With the Scrushy trial out of the way, those interested in the criminalization of business are now focusing on the Enron Broadband trial, which is slogging through its eleventh week.
Houston Chronicle Enron reporter Mary Flood battles through the chloroforming pace of the trial to file this report on the fourth day of testimony of the third of the five defendants to tesify — former Enron Broadband CEO Joe Hirko.
Given the glacial examination and cross-examination of the defendants, my earlier prediction was wrong that the trial would pick up speed during the defense case. It now appears that the trial will not wind up until sometime in mid-July.
The trial has resembled a low-scoring, extra innings baseball game — long periods of tedious boredom spiked by brief spasms of chaotic excitement.
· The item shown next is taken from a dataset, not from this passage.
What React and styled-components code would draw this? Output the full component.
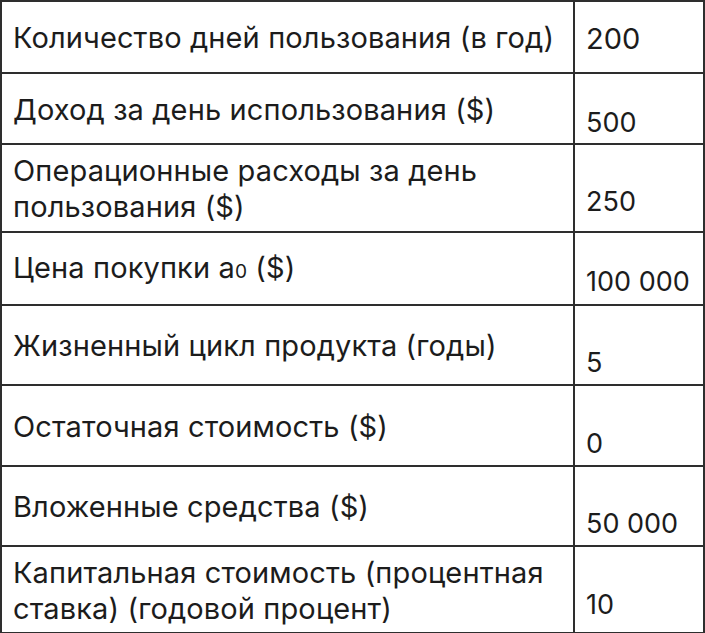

Although it is impossible to predict how the jury is responding to the tedium, one thing appears to be reasonably clear — a case that looked like a layup for the prosecution at the beginning of the trial has turned into an old fashioned dogfight.
The trial began in a lively manner as former Enron CEO Jeff Skilling popped in to check out the proceedings first hand, resulting in the prosecution requesting that the judge exclude him from the courtroom for the rest of the case.
Then, the prosecution’s troubles began when the testimony of it’s key witness — former Enron Broadband co-CEO Ken Rice — was impeached as the defense showed on cross-examination that a portion of his testimony related to a video segment that was never shown to analysts as the prosecution and Mr. Rice had represented to the jury on direct. The prosecution compounded that error by attempting to shift the blame for its oversight to a female video contractor, a tactic that could well backfire among a jury of predominantly middle-aged Texas men.
However, after those interesting early stages of the trial, the remainder of the prosecution’s case-in-chief was mind-numbingly boring, which sparked a jury rebellion at one point. Understandably nervous about the effect of the slow proceedings on the jury, the prosecution quickened their presentation so that they completed their case-in-chief in five weeks, but, in so doing, may have undersold their case against two of the five defendants — former EBS executives Kevin Howard and Michael Krautz — whose criminal exposure relates to their participation in a structured finance transaction that is separate and apart from the insider trading and money laundering charges against the other three defendants.
Then, as the defense case opened, the prosecution’s case took another huge potential hit when a former Enron Broadband engineer testified that the prosecution had threatened him if he chose to testify during the trial, which brought into focus a dubious Enron prosecution tactic of chilling key defense witnesses in the Enron criminal trials.
Nevertheless, as with the early excitement in the trial, that opening dust-up in the presentation of the defense case has evaporated into tedious examination and cross-examination of the three defendants who have testified to date — Mr. Hirko, Scott Yeager, and Rex Shelby. Given the prosecution’s emphasis on its insider trading and money laundering charges against those three and the relative paucity of the prosecution case against Messrs. Howard and Krautz (who are not subject to those charges), it remains unclear whether the latter two defendants will testify, although my sense is that they will.
Although its problematic predicting how all of this plays with the jury, it’s clear from Ms. Flood and John Roper’s reports from the trial that the three defendants who have testified to date have acquitted themselves reasonably well on the stand. As Ms. Flood’s latest report on Mr. Hirko’s testimony reflects, Mr. Hirko is defending himself effectively during the prosecution’s cross-examination over the key question of whether he and Messrs. Shelby and Yeager overhyped the EBS technology in news releases and at a 2000 stock analysts’ conference in order to boost Enron’s stock price and cash-in by selling their stock.
Inasmuch as the defense probably wins the trial if they can establish reasonable doubt in the jurors’ minds on that issue, the fact that the prosecution has not scored a knockout blow on any of the three defendants who are being prosecuted on the insider trading charges bodes well for the defense. Moreover, even if the “elephant in the courtroom” — that is, the huge amount of money in Enron stock sales that those three defendants made — is too much for Messrs. Hirko, Yeager and Shelby to overcome, the prosecution appears to have real problems in its case against Messrs. Howard and Krautz, who have been largely ignored for most of the trial.
Consequently, in a case that looked like a tap-in for the prosecution at the beginning of the trial, the Enron Task Force has to be nervous. Despite the Task Force’s effective public relations campaign to equate the name “Enron” with “business corruption,” the Task Force still has not actually done much in court to prove that proposition.
Of the 33 indictments so far in connection with the Enron scandal, 15 defendants have pled guilty and only six (including just one former Enron executive) have been convicted — five defendants in the controversial Nigerian Barge case and Arthur Andersen, whose conviction was overturned by the U.S. Supreme Court.
If some or all of the Enron Broadband defendants are acquitted, then that result will confirm that the federal government’s questionable policy of criminalizing agency costs is not nearly as effective as its campaign to destroy reputations.